Credit: Kevin Callan
Well, that was a crazy trip. I just returned from my paddling adventure around Algonquin Park: 350 km and 93 portages that added up to 68 km of portaging.
I lost 10 pounds, have muscles I've never seen on my body before and have mosquito bites all over my genitalia. Doesn’t sound pleasant — and some of it wasn’t. The most prominently silly portion was going up the Big East River. Never again! Four days of walking up rapids 80 per cent of the time — sometimes up to your waist. Andy, my canoe partner who took some holiday time to join me, was pissed at my route choice by day two. That’s way too early for a canoe partner, and good friend, to be pissed at you. His profanity was somewhat justified, however. Algonquin Outfitters' traditional route around Algonquin Park is properly titled. The Meanest Link is exactly that — mean.
Problem was, my main focus of the trip was to promote more people to get out and paddle wilderness areas for long periods of time. Not sure why I chose such a challenging route. My wife claims it’s because I’ll be 50 years old in a few months — and men do weird things when they approach 50. Three days into it and Andy and I both wanted to escape back to the norm of spending our days waiting for our workday to be over so we could spend our nights browsing the Internet to check on our work.
What got us through the first few days was the beauty of the river. It’s not well traveled — obviously — and the shoreline is made up of massive sandbars and mixed woodlands of pine and old-growth yellow birch and maple. We were alone and truly enjoying the wilderness solitude. It reminded me so much of a quote I like from Robert Perkins's film One Man in a Boat. Perkins looks out at a remote wilderness section and says, “I feel like rolling it up in a ball and swallowing it so no one else can have it.”
On the evening of the third day, we approached McCraney Creek; an obvious split in the river that flushes down cooler water from Algonquin’s McCraney Lake. It was a highlight for sure. It meant we would now leave the Big East and portage our way into the park. Problem is, you have two choices here — and neither one is pleasant. Traditionally, it would be wading again, against the current of McCraney Creek to the dam at the southern-end of McCraney Lake. Of course, this choice is even more challenging then walking up the Big East, due to shallower water and countless logs strewn across the tributary like a giant game of pick-up-sticks. It’s doable but this also marks the main place where the majority of paddlers attempting this route give up.

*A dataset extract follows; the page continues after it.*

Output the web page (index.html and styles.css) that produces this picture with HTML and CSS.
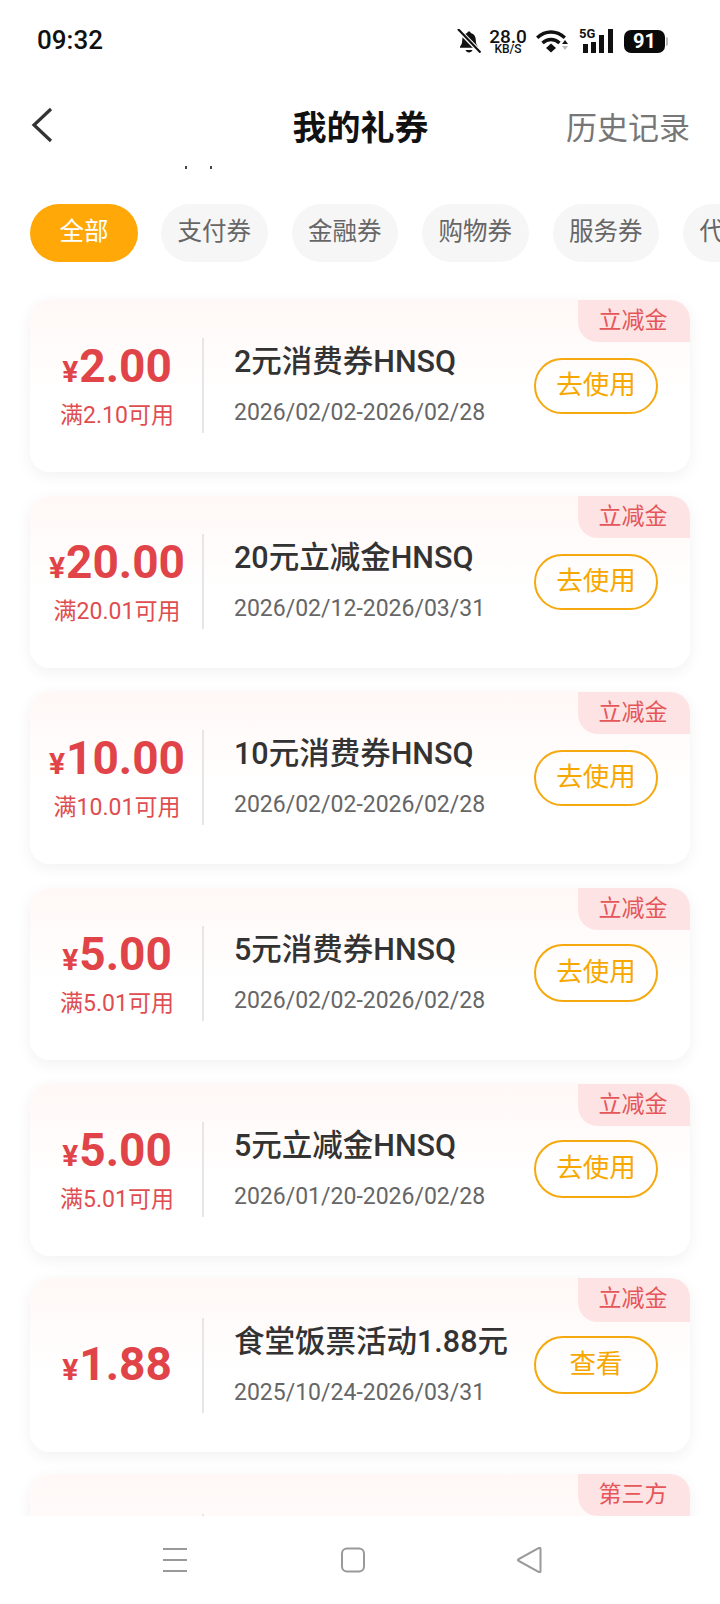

The second option is a relatively new one taken by a gang of six "linkers" a couple years back. They re-discovered an old road that led to Hood Lake and then an ancient portage that connects Hood Lake to McCraney Lake. The second option sounds easier — except the portage is almost two kilometres and makes its way up a steep incline most of the way. Also, getting to the road is a real issue. That was my breaking point on the trip. Andy and I had run out of water shortly after passing McCraney Creek and resorted to portaging our packs and canoe over wet rocks covered in greasy slime . It’s a pure miracle neither of us broke any limbs clambering over this boulder garden. I remember lifting my pack out of the canoe and finding it impossible to lift without Andy’s help. The pack became wet from all the water sloshing back and forth in the canoe from our wet feet — and it was raining.
The only thing that saved us at this point was a reminder from Andy that we were to be turtles on this trip, not rabbits. Many past trippers who attempted this route acted like rabbits; trying to complete the circle around the park as fast as possible. They were powered by youthful exuberance and male bravado. Our inspiration came from just having a reason to be out in Algonquin for a long period of time, to reconnect and re-energize before heading back to our jobs.
The turtle philosophy got us to the road safe ad sound. That’s where we camped for the third night, taking a couple of ibuprofen and a wee dram of whisky before bed.